Down the valley, Basalt will gain much easier access to future trails in the new Glassier Open Space and the 9,100 acres of BLM land that make up the Crown–recently designated a ‘special recreation management area,’ with an emphasis on mountain biking–when a new, 2-mile machine-built trail goes in this summer. Farther down valley, Carbondale’s beloved Prince Creek continues to add trails beneath 12,966-foot Mt. Sopris, like Father of Ginormous, a downhill trail with wall rides, sweeping turns and step-up hips.
“It’s fair to say that we’re in a golden age,” says Pritchard. “But it’s also exciting to realize that there are more high-quality trails on the horizon.”
Ride Aspen Snowmass
STAY | The bike-in/bike-out Limelight Hotel in Aspen has its own cycling team, offers complimentary cruiser bikes and hosts après-bike specials in the lounge every day. Colorado residents enjoy cheap off-season rates. In Snowmass, try the affordable Snowmass Inn, Wildwood Snowmass or a surplus of AirBnB condos.

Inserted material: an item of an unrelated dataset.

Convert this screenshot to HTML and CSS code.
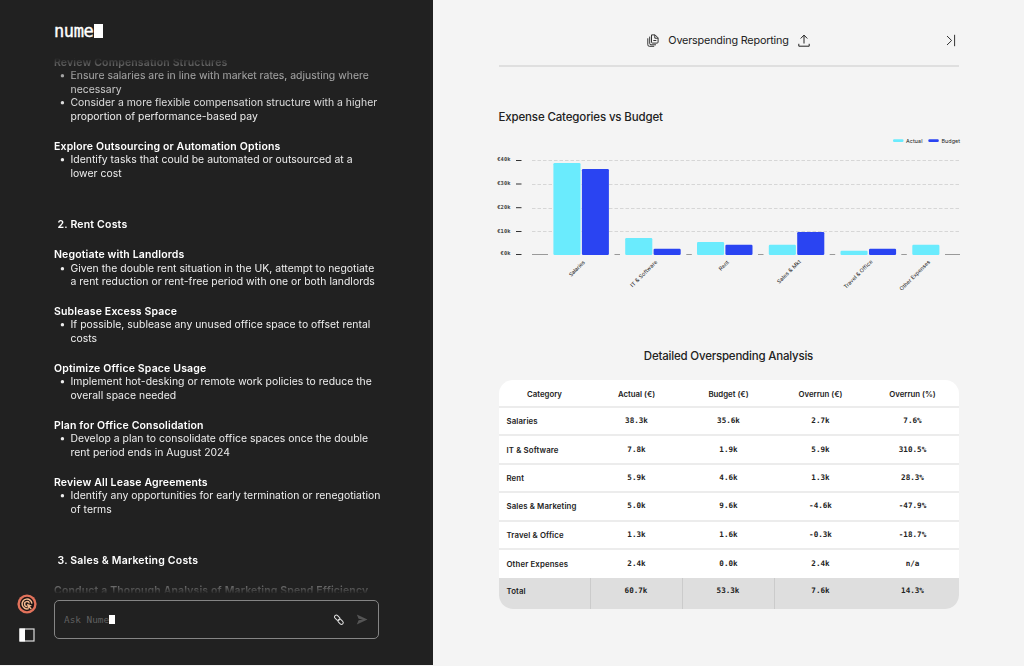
FILE: index.html
```
<!DOCTYPE html>
<html lang="en">
<head>
    <meta charset="UTF-8">
    <title>Nume - Overspending Reporting</title>
    <link rel="stylesheet" href="styles.css">
</head>
<body>
    <div class="app">
        <div class="chat-panel">
            <div class="logo"><span class="logo-text">nume</span><span class="logo-block"></span></div>

            <div class="messages">
                <h4>Review Compensation Structures</h4>
                <ul>
                    <li>Ensure salaries are in line with market rates, adjusting where<br>necessary</li>
                    <li>Consider a more flexible compensation structure with a higher<br>proportion of performance-based pay</li>
                </ul>
                <h4>Explore Outsourcing or Automation Options</h4>
                <ul>
                    <li>Identify tasks that could be automated or outsourced at a<br>lower cost</li>
                </ul>

                <h3>2. Rent Costs</h3>
                <h4>Negotiate with Landlords</h4>
                <ul>
                    <li>Given the double rent situation in the UK, attempt to negotiate<br>a rent reduction or rent-free period with one or both landlords</li>
                </ul>
                <h4>Sublease Excess Space</h4>
                <ul>
                    <li>If possible, sublease any unused office space to offset rental<br>costs</li>
                </ul>
                <h4>Optimize Office Space Usage</h4>
                <ul>
                    <li>Implement hot-desking or remote work policies to reduce the<br>overall space needed</li>
                </ul>
                <h4>Plan for Office Consolidation</h4>
                <ul>
                    <li>Develop a plan to consolidate office spaces once the double<br>rent period ends in August 2024</li>
                </ul>
                <h4>Review All Lease Agreements</h4>
                <ul>
                    <li>Identify any opportunities for early termination or renegotiation<br>of terms</li>
                </ul>

                <h3>3. Sales &amp; Marketing Costs</h3>
                <h4>Conduct a Thorough Analysis of Marketing Spend Efficiency</h4>
            </div>

            <div class="bottom-row">
                <div class="side-icons">
                    <svg width="20" height="20" viewBox="0 0 20 20">
                        <circle cx="10" cy="10" r="9.6" fill="#e2725b"/>
                        <circle cx="10" cy="10" r="7.2" fill="#1d1414"/>
                        <path d="M11.6 14.6A4.9 4.9 0 1 1 14.9 9.6M10 12.4A2.4 2.4 0 1 1 12.3 9.4" fill="none" stroke="#f3b98f" stroke-width="1.5"/>
                        <path d="M10 9.8l5 1.8-2 .9 1.8 1.9-1 1-1.9-2-.9 2z" fill="#f3b98f"/>
                    </svg>
                    <svg width="16" height="14" viewBox="0 0 16 14">
                        <rect x="1" y="1" width="14" height="12" fill="none" stroke="#ddd" stroke-width="1.2"/>
                        <rect x=".5" y=".5" width="5.5" height="13" fill="#fff"/>
                    </svg>
                </div>
                <div class="ask-box">
                    <span class="ask-text">Ask Nume</span><span class="cursor"></span>
                    <svg class="clip" width="12" height="12" viewBox="0 0 12 12" fill="none" stroke="#ddd" stroke-width="1">
                        <rect x="-3" y="-1.8" width="6" height="3.6" rx="1.8" transform="translate(4.2 3.8) rotate(45)"/>
                        <rect x="-3" y="-1.8" width="6" height="3.6" rx="1.8" transform="translate(7.6 7.8) rotate(45)"/>
                    </svg>
                    <svg class="send" width="12" height="11" viewBox="0 0 12 11">
                        <path d="M.8.5L11.5 5.5.8 10.5 2.6 6.2 7 5.5 2.6 4.8z" fill="#555"/>
                    </svg>
                </div>
            </div>
        </div>

        <div class="report">
            <div class="report-header">
                <svg width="12" height="13" viewBox="0 0 12 13" fill="none" stroke="#333" stroke-width="1">
                    <path d="M4.5.9h3.6l3 3v4.2a1 1 0 0 1-1 1H5.5a1 1 0 0 1-1-1zM7.8 1v3.2H11M6.3 6.5h3"/>
                    <path d="M2.7 2.6v6.9a1.3 1.3 0 0 0 1.3 1.3h5M.8 4.3v6.4A1.6 1.6 0 0 0 2.4 12.3h4.8"/>
                </svg>
                <span class="report-title">Overspending Reporting</span>
                <svg width="12" height="13" viewBox="0 0 12 13" fill="none" stroke="#222" stroke-width="1">
                    <path d="M6 9.5V1.2M2.7 4.5L6 1.1l3.3 3.4M.8 9.8v2.4h10.4V9.8"/>
                </svg>
                <svg class="collapse" width="10" height="13" viewBox="0 0 10 13" fill="none" stroke="#333" stroke-width="1">
                    <path d="M1 2l4.6 4.5L1 11M8.6.8v11.4"/>
                </svg>
            </div>

            <h2 class="chart-title">Expense Categories vs Budget</h2>
            <svg class="chart" width="466" height="160" viewBox="496 134 466 160">
                <!-- legend -->
                <rect x="893" y="139.2" width="10.5" height="2.8" rx="1.2" fill="#6aebfd"/>
                <text class="legend" x="906" y="142.6" textLength="16.5">Actual</text>
                <rect x="928.3" y="139.2" width="10.5" height="2.8" rx="1.2" fill="#2a44f2"/>
                <text class="legend" x="941.5" y="142.6" textLength="18.5">Budget</text>
                <!-- y axis -->
                <g class="axis">
                    <text x="497.3" y="161" textLength="13.2">€40k</text>
                    <text x="497.3" y="184.8" textLength="13.2">€30k</text>
                    <text x="497.3" y="208.8" textLength="13.2">€20k</text>
                    <text x="497.3" y="232.5" textLength="13.2">€10k</text>
                    <text x="500.5" y="255.3" textLength="10">€0k</text>
                </g>
                <path d="M516 160.5h5.5M516 184h5.5M516 207.7h5.5M516 231.5h5.5M516 254.5h5.5" stroke="#333"/>
                <path d="M532 160.5h428M532 184.5h428M532 208.5h428M532 231.5h428" stroke="#d6d6d6" stroke-dasharray="3.5 2"/>
                <path d="M532 254.5h16M614.5 254.5h5.5M686.3 254.5h5.5M758 254.5h5.5M829.7 254.5h5.5M901.3 254.5h5.5M945 254.5h15" stroke="#999"/>
                <!-- bars -->
                <g fill="#6aebfd">
                    <rect x="553.4" y="163" width="27.1" height="92" rx="1.2"/>
                    <rect x="625.2" y="238" width="27.1" height="17" rx="1.2"/>
                    <rect x="697" y="242" width="27.1" height="13" rx="1.2"/>
                    <rect x="768.8" y="244.8" width="27.1" height="10.2" rx="1.2"/>
                    <rect x="840.5" y="250.8" width="27.1" height="4.2" rx="1.2"/>
                    <rect x="912.3" y="244.8" width="27.1" height="10.2" rx="1.2"/>
                </g>
                <g fill="#2a44f2">
                    <rect x="581.9" y="169" width="27" height="86" rx="1.2"/>
                    <rect x="653.6" y="248.8" width="27.1" height="6.2" rx="1.2"/>
                    <rect x="725.4" y="244.8" width="27.1" height="10.2" rx="1.2"/>
                    <rect x="797.2" y="232" width="27.1" height="23" rx="1.2"/>
                    <rect x="869" y="248.8" width="27.1" height="6.2" rx="1.2"/>
                </g>
                <!-- x axis labels -->
                <g class="labels">
                    <text transform="translate(571.2 277) rotate(-45)" textLength="20">Salaries</text>
                    <text transform="translate(632.6 287.5) rotate(-45)" textLength="35.5">IT &amp; Software</text>
                    <text transform="translate(721 271) rotate(-45)" textLength="11.5">Rent</text>
                    <text transform="translate(779.3 284) rotate(-45)" textLength="31">Sales &amp; Mkt</text>
                    <text transform="translate(846 289) rotate(-45)" textLength="38">Travel &amp; Office</text>
                    <text transform="translate(901.8 291) rotate(-45)" textLength="40.5">Other Expenses</text>
                </g>
            </svg>

            <h2 class="table-title">Detailed Overspending Analysis</h2>
            <table class="report-table">
                <thead>
                    <tr><th>Category</th><th>Actual (€)</th><th>Budget (€)</th><th>Overrun (€)</th><th>Overrun (%)</th></tr>
                </thead>
                <tbody>
                    <tr><td>Salaries</td><td>38.3k</td><td>35.6k</td><td>2.7k</td><td>7.6%</td></tr>
                    <tr><td>IT &amp; Software</td><td>7.8k</td><td>1.9k</td><td>5.9k</td><td>310.5%</td></tr>
                    <tr><td>Rent</td><td>5.9k</td><td>4.6k</td><td>1.3k</td><td>28.3%</td></tr>
                    <tr><td>Sales &amp; Marketing</td><td>5.0k</td><td>9.6k</td><td>-4.6k</td><td>-47.9%</td></tr>
                    <tr><td>Travel &amp; Office</td><td>1.3k</td><td>1.6k</td><td>-0.3k</td><td>-18.7%</td></tr>
                    <tr><td>Other Expenses</td><td>2.4k</td><td>0.0k</td><td>2.4k</td><td>n/a</td></tr>
                </tbody>
                <tfoot>
                    <tr><td>Total</td><td>60.7k</td><td>53.3k</td><td>7.6k</td><td>14.3%</td></tr>
                </tfoot>
            </table>
        </div>
    </div>
</body>
</html>
```
FILE: styles.css
```
* {
    box-sizing: border-box;
}

body {
    margin: 0;
    background-color: #f4f4f4;
    font-family: Inter, "Liberation Sans", sans-serif;
    color: #222;
    overflow: hidden;
}

h2, h3, h4, ul {
    margin: 0;
    padding: 0;
}

.app {
    display: flex;
    height: 666px;
}

/* left side */
.chat-panel {
    width: 433px;
    height: 665px;
    background-color: #212121;
    color: #fff;
    display: flex;
    flex-direction: column;
    flex-shrink: 0;
}

.logo {
    display: flex;
    align-items: flex-start;
    height: 55.5px;
    padding: 24px 0 0 54px;
}

.logo-text {
    width: 39.5px;
    font-family: "DejaVu Sans Mono", monospace;
    font-size: 17px;
    letter-spacing: -0.4px;
    line-height: 15px;
    -webkit-text-stroke: 0.4px #fff;
}

.logo-block {
    width: 9.5px;
    height: 14px;
    background-color: #fff;
}

.messages {
    height: 537.5px;
    padding-left: 54px;
    overflow: hidden;
    white-space: nowrap;
    font-size: 10.4px;
    line-height: 13.6px;
    letter-spacing: 0.025px;
    -webkit-mask-image: linear-gradient(to bottom, transparent 2px, rgba(0,0,0,0.25) 8px, rgba(0,0,0,0.65) 20px, rgba(0,0,0,0.85) 38px, #000 60px, #000 516px, rgba(0,0,0,0.35) 530px, transparent 538px);
    mask-image: linear-gradient(to bottom, transparent 2px, rgba(0,0,0,0.25) 8px, rgba(0,0,0,0.65) 20px, rgba(0,0,0,0.85) 38px, #000 60px, #000 516px, rgba(0,0,0,0.35) 530px, transparent 538px);
}

.messages h3,
.messages h4 {
    font-size: 10.5px;
    font-weight: 600;
    letter-spacing: 0.15px;
}

.messages h3 {
    margin: 37.5px 0 16.4px 3.5px;
    letter-spacing: 0.2px;
}

.messages ul {
    list-style: none;
    padding-left: 16.5px;
}

.messages ul + h4 {
    margin-top: 16.2px;
}

.messages li {
    position: relative;
    color: #eee;
}

.messages li::before {
    content: "•";
    position: absolute;
    left: -11px;
}

.bottom-row {
    display: flex;
    padding: 7px 0 0 17px;
}

.side-icons {
    width: 20px;
    margin-right: 17px;
    display: flex;
    flex-direction: column;
    align-items: center;
    gap: 14px;
    margin-top: -6px;
}

.ask-box {
    width: 325px;
    height: 39px;
    border: 1px solid #858585;
    border-radius: 5px;
    display: flex;
    align-items: center;
    padding: 0 10px 0 9px;
}

.ask-text {
    font-family: "DejaVu Sans Mono", monospace;
    font-size: 9.4px;
    color: #606060;
}

.cursor {
    width: 6px;
    height: 9px;
    background-color: #fff;
}

.clip {
    margin-left: auto;
    margin-right: 11px;
}

/* right side */
.report {
    flex: 1;
    padding: 0 65px 0 65.5px;
    background-color: #f4f4f4;
}

.report-header {
    position: relative;
    display: flex;
    align-items: center;
    justify-content: center;
    gap: 9px;
    width: 460px;
    height: 67px;
    padding-top: 16px;
    border-bottom: 2px solid #dfdfdf;
}

.report-title {
    font-size: 10.8px;
    letter-spacing: -0.18px;
    white-space: nowrap;
}

.collapse {
    position: absolute;
    right: 3px;
    top: 34px;
}

.chart-title, .table-title {
    font-size: 11.5px;
    font-weight: 500;
    line-height: 16px;
    letter-spacing: -0.15px;
}

.chart-title {
    margin-top: 42px;
}

.chart {
    display: block;
    margin: 9px 0 0 -2.5px;
}

.legend, .labels {
    font-size: 5.4px;
    fill: #222;
}

.axis {
    font-family: "DejaVu Sans Mono", monospace;
    font-size: 5.4px;
    font-weight: bold;
    fill: #444;
}

.table-title {
    margin: 54px 0 16px;
    width: 460px;
    text-align: center;
    letter-spacing: -0.2px;
}

.report-table {
    width: 460px;
    table-layout: fixed;
    border-collapse: separate;
    border-spacing: 0;
    border-radius: 14px;
    overflow: hidden;
    background-color: #fff;
    font-size: 7.8px;
    line-height: 10px;
}

.report-table th {
    height: 28px;
    padding: 1px 0 0;
    font-weight: 600;
    border-bottom: 2px solid #ececec;
}

.report-table td {
    height: 28.4px;
    padding: 0;
    text-align: center;
    font-family: "DejaVu Sans Mono", monospace;
    font-size: 7.6px;
    font-weight: bold;
    border-bottom: 2px solid #ececec;
}

.report-table td:first-child {
    padding-left: 8px;
    text-align: left;
    font-family: Inter, sans-serif;
    font-size: 7.8px;
    font-weight: 600;
    letter-spacing: 0.13px;
    white-space: nowrap;
}

.report-table tbody tr:last-child td {
    border-bottom: none;
}

.report-table tfoot td {
    height: 31px;
    padding-bottom: 5px;
    background-color: #dedede;
    border-bottom: none;
}

.report-table tfoot td:nth-child(-n+3) {
    border-right: 1px solid #cbcbcb;
}
```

Thirty minutes down the valley, the new Element Basalt hotel offers complimentary bikes and custom trail maps. Camping options abound throughout the valley.
DRINK | The Aspen Brewing Company is owned by a mountain biker and offers $15 pitchers of microbrew every afternoon (this summer try the brand-new Silver City Ale). The historic Red Onion is an Aspen staple for beer, food and live music. For delicious post-ride “boards” of everything from roast chicken to charcuterie, try Meat & Cheese. In Snowmass, the New Belgium Ranger Station and Base Camp serve all of Colorado’s best beer, right off the trail.
GO | Carbondale’s riding season extends from late April into November. Aspen Snowmass trails are usually ridable May-September, and often well into October. July brings wildflowers and fewer afternoon thundershowers than August; September usually means bluebird days and, if your timing is right, peak fall foliage. Winter fat biking access and race opportunities are increasing (RFMBA.org). MTBproject.com is the best resource for trail info. For Snowmass Bike Park, check Aspensnowmass.com for lift ticket pricing and dates/hours of operation.